Furthermore, separating inserts from updates allow you to high-performance update the data. You can bulk load the updates into a work table and then perform a parallel enabled dml merge/update to get your updates done a whole lot faster.

As for all of your transformation/reference logic, it sounds like it's in a single job. If you were staging inserts and updates to file instead of straight into the database, you could run multiple instances of that transformation job, spreading the processing across as many instances as you have cpus. You would then greatly increase the throughtput and reduce the overall runtime as well as using more of the available machine power.

srinagesh · Post by **srinagesh** » Wed Oct 19, 2005 11:26 am

Sorry for the late reply. I was off sick and hence couldnt attend to my work.

I have tried to load data into /dev/null as suggested and amazingly it was very fast.

I think the database is the culprit here.
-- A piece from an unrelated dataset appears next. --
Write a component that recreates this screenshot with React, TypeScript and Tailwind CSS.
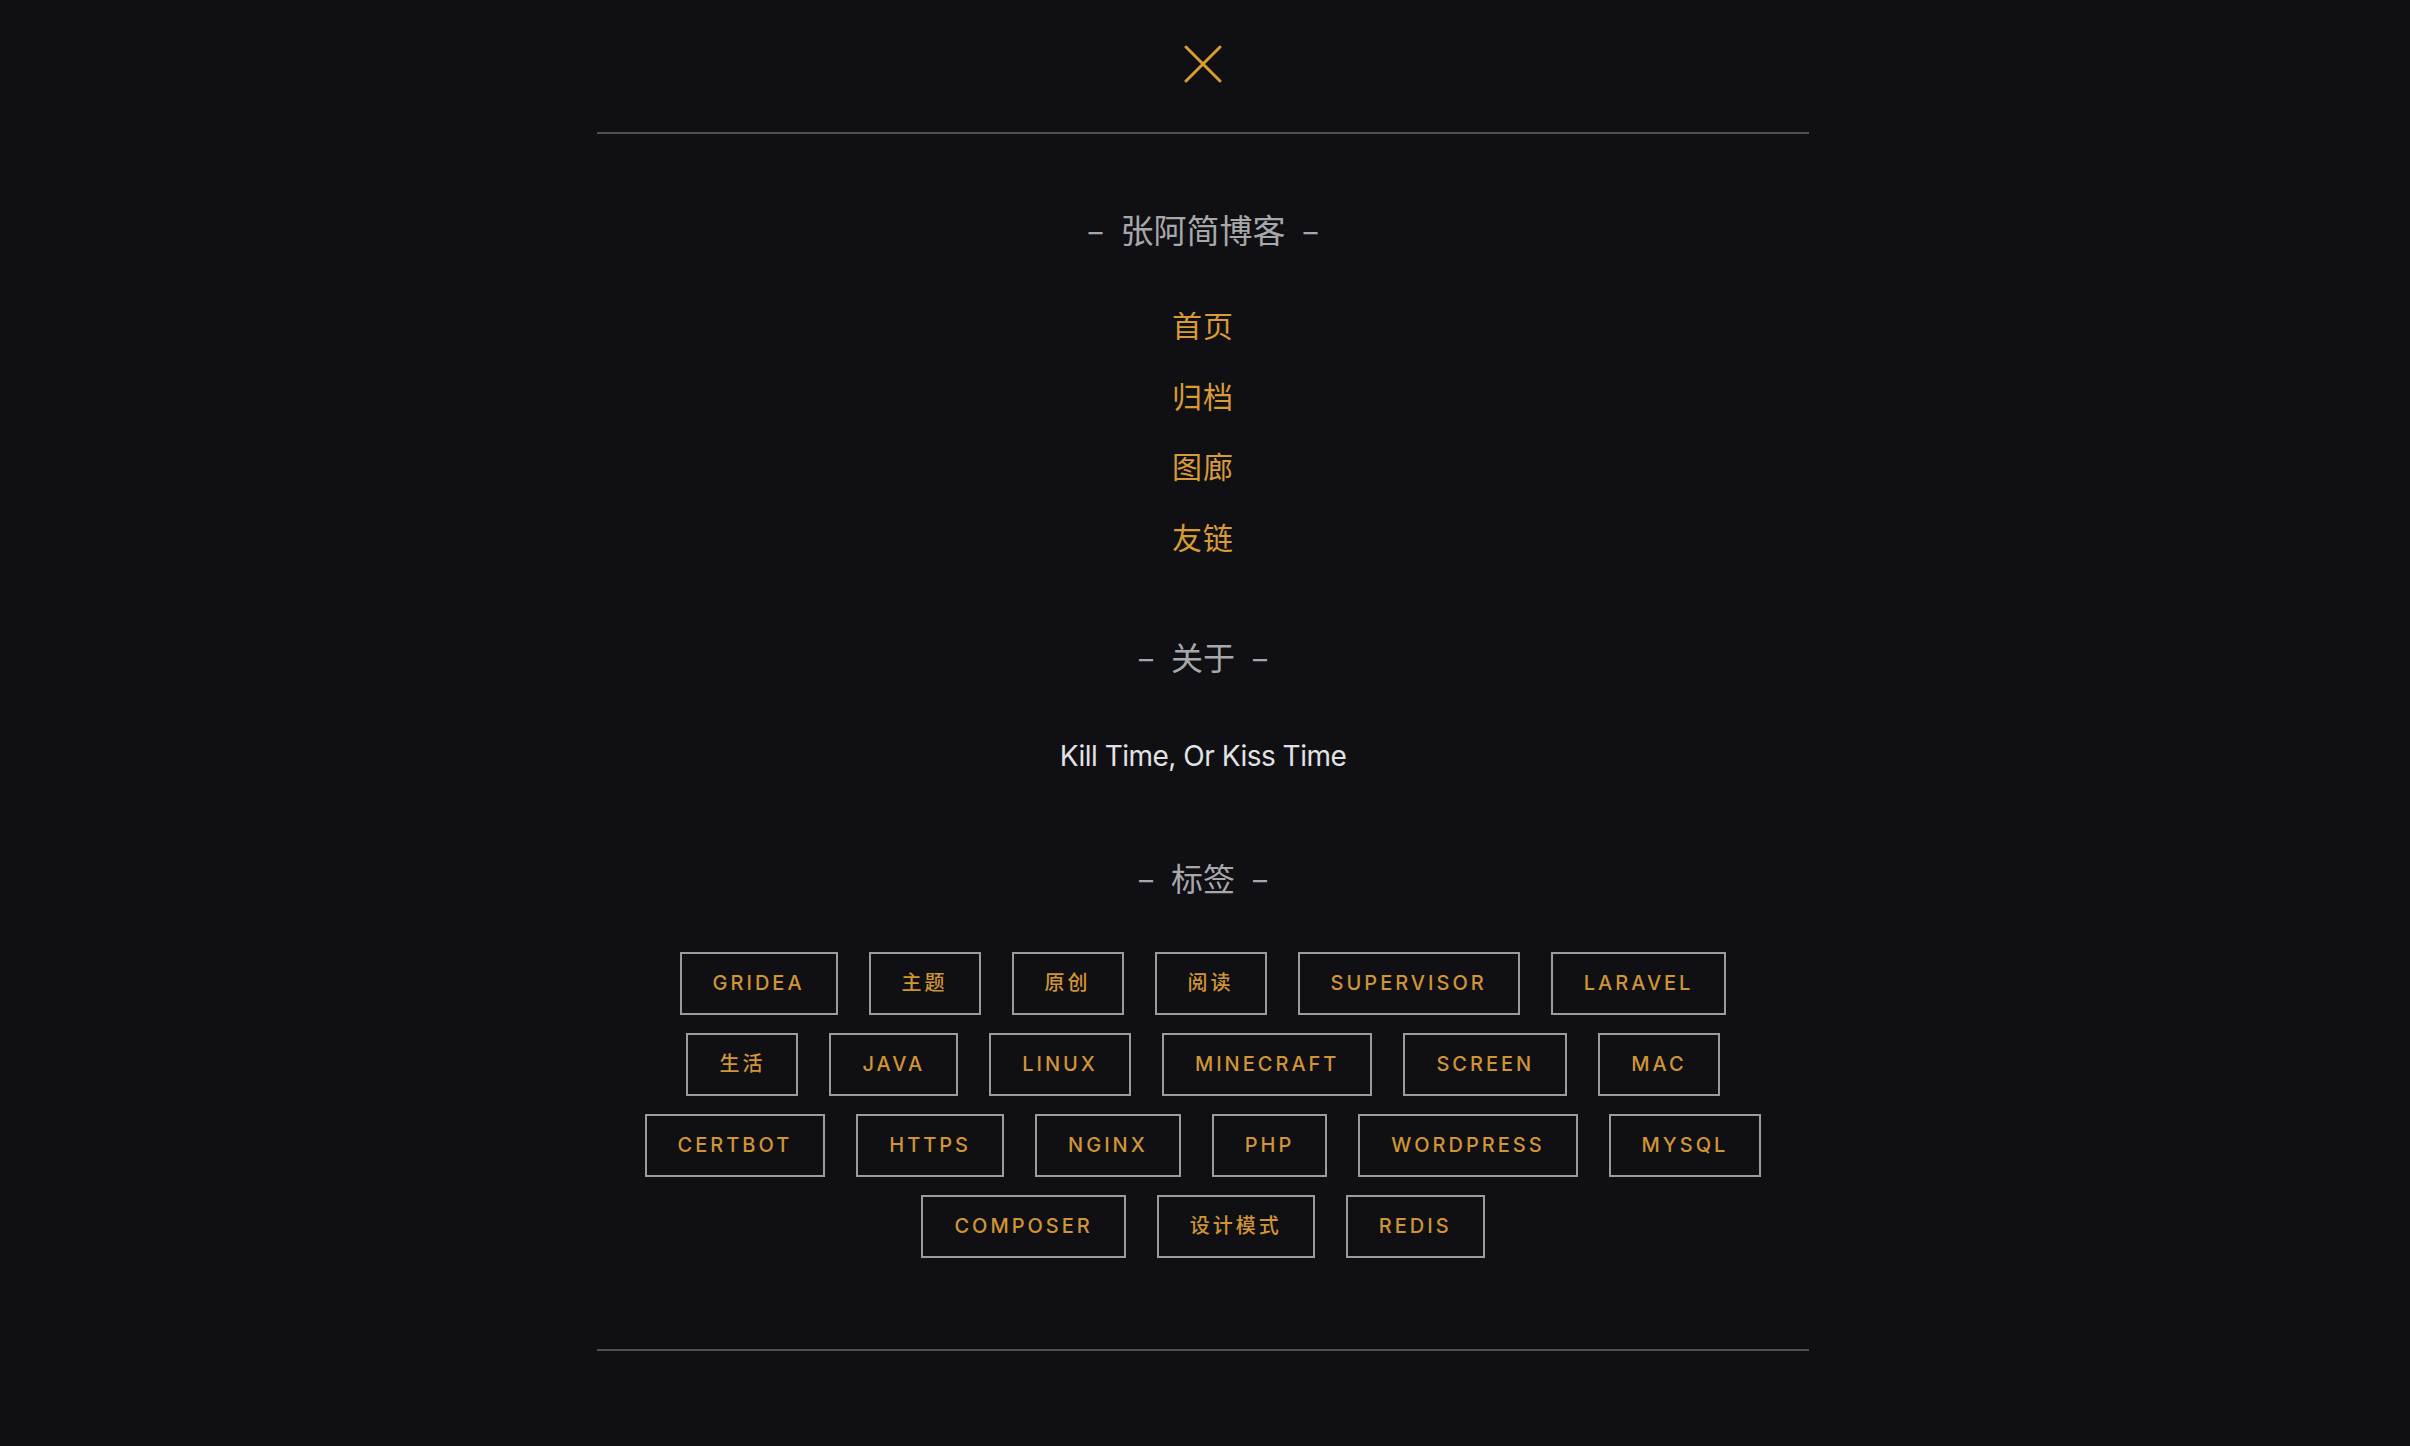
const menu = ["首页", "归档", "图廊", "友链"];

const tags = [
  "GRIDEA",
  "主题",
  "原创",
  "阅读",
  "SUPERVISOR",
  "LARAVEL",
  "生活",
  "JAVA",
  "LINUX",
  "MINECRAFT",
  "SCREEN",
  "MAC",
  "CERTBOT",
  "HTTPS",
  "NGINX",
  "PHP",
  "WORDPRESS",
  "MYSQL",
  "COMPOSER",
  "设计模式",
  "REDIS",
];

function SectionTitle({ text }: { text: string }) {
  return (
    <h2 className="flex h-[48px] items-center justify-center text-[32px] text-[#a8a8aa]">
      <span className="text-[28px]">–</span>
      <span className="mx-[18px]">{text}</span>
      <span className="text-[28px]">–</span>
    </h2>
  );
}

export default function App() {
  return (
    <main
      className="min-h-[1446px] bg-[#0f0f14] pr-[4px]"
      style={{ fontFamily: 'Inter, "Noto Sans CJK SC", sans-serif' }}
    >
      <div className="mx-auto w-[1212px]">
        <header className="flex h-[134px] justify-center border-b-2 border-[#4f4f54] pt-[45px]">
          {/* close icon */}
          <svg width="38" height="38" viewBox="0 0 38 38" fill="none">
            <path
              d="M2 2L36 36M36 2L2 36"
              stroke="#d89b36"
              strokeWidth="3"
              strokeLinecap="round"
            />
          </svg>
        </header>

        <section className="mt-[74px] flex flex-col items-center">
          <h1 className="flex h-[48px] items-center text-[33px] text-[#a8a8aa]">
            <span className="text-[28px]">–</span>
            <span className="mx-[18px]">张阿简博客</span>
            <span className="text-[28px]">–</span>
          </h1>

          <nav className="mt-[35px] flex flex-col items-center">
            {menu.map((item) => (
              <a
                key={item}
                href="#"
                className="flex h-[70.7px] items-center text-[30px] tracking-[1px] text-[#d89b36]"
              >
                {item}
              </a>
            ))}
          </nav>
        </section>

        <section className="mt-[61px]">
          <SectionTitle text="关于" />
          <p className="mt-[53px] flex h-[40px] items-center justify-center text-[28px] tracking-[-0.5px] text-[#e2e2e4]">
            Kill Time, Or Kiss Time
          </p>
        </section>

        <section className="mt-[80px]">
          <SectionTitle text="标签" />
          <div className="mx-auto mt-[48px] flex max-w-[1180px] flex-wrap justify-center gap-x-[31px] gap-y-[18px]">
            {tags.map((tag) => (
              <a
                key={tag}
                href="#"
                className="flex h-[63px] items-center border-2 border-[#9c9c9f] px-[31px] text-[20px] font-medium tracking-[3px] text-[#cf9536]"
              >
                {tag}
              </a>
            ))}
          </div>
        </section>

        <div className="mt-[91px] border-b-2 border-[#4f4f54]" />
      </div>
    </main>
  );
}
I have tweaked around with array sizes and transaction sizes, but still no great improvement in performance.

I have also tried to modify the job to have 2 stages 1. To handle New Inserts, 2. To insert all the update values into a work table.

This part is pretty fast. But when I try to update my Main Table (2973874 records) with the data in the Work Table, things are going for a toss.
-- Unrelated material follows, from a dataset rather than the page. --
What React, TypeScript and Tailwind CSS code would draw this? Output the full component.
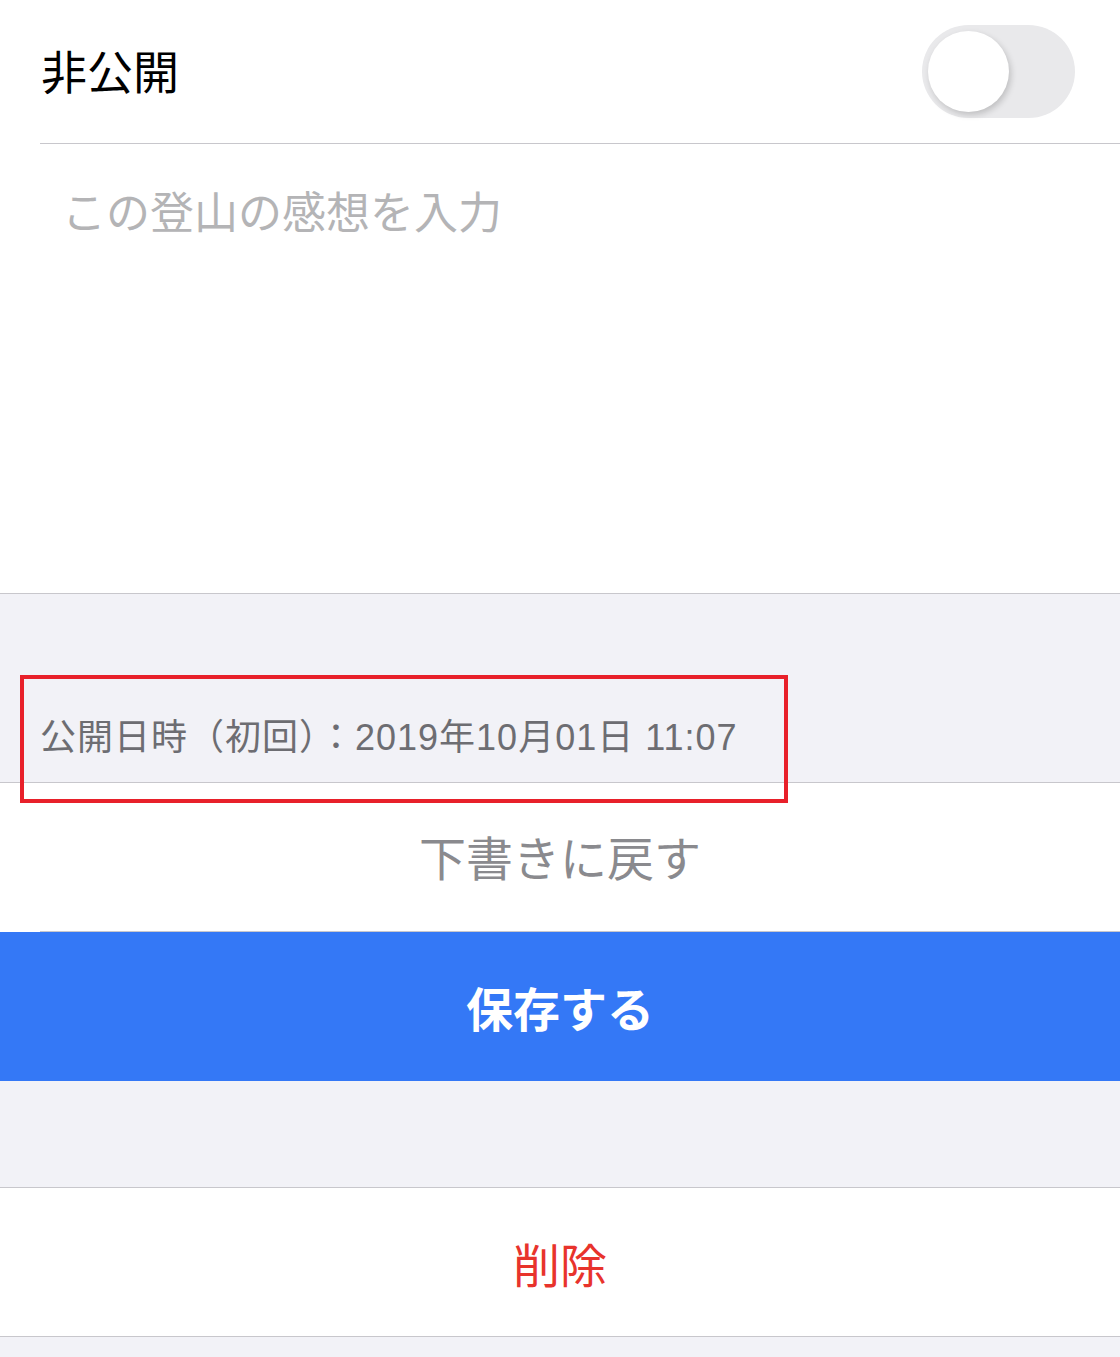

The performance deteriorates once again.

any suggestions / Work arounds ?

-Nagesh

ArndW · Post by **ArndW** » Wed Oct 19, 2005 11:46 am

srinagesh,

you will need to talk to your DBA here and have him/her monitor the database while you are loading. They will certainly find something (since there is always something to find) that can improve you jobs's performance. The indices are going to be a great place to start; if you could split your job into one stage doing updates and another doing your inserts (with a bulk load) you will see improvements; especially if you can defer all those updates until the end of load.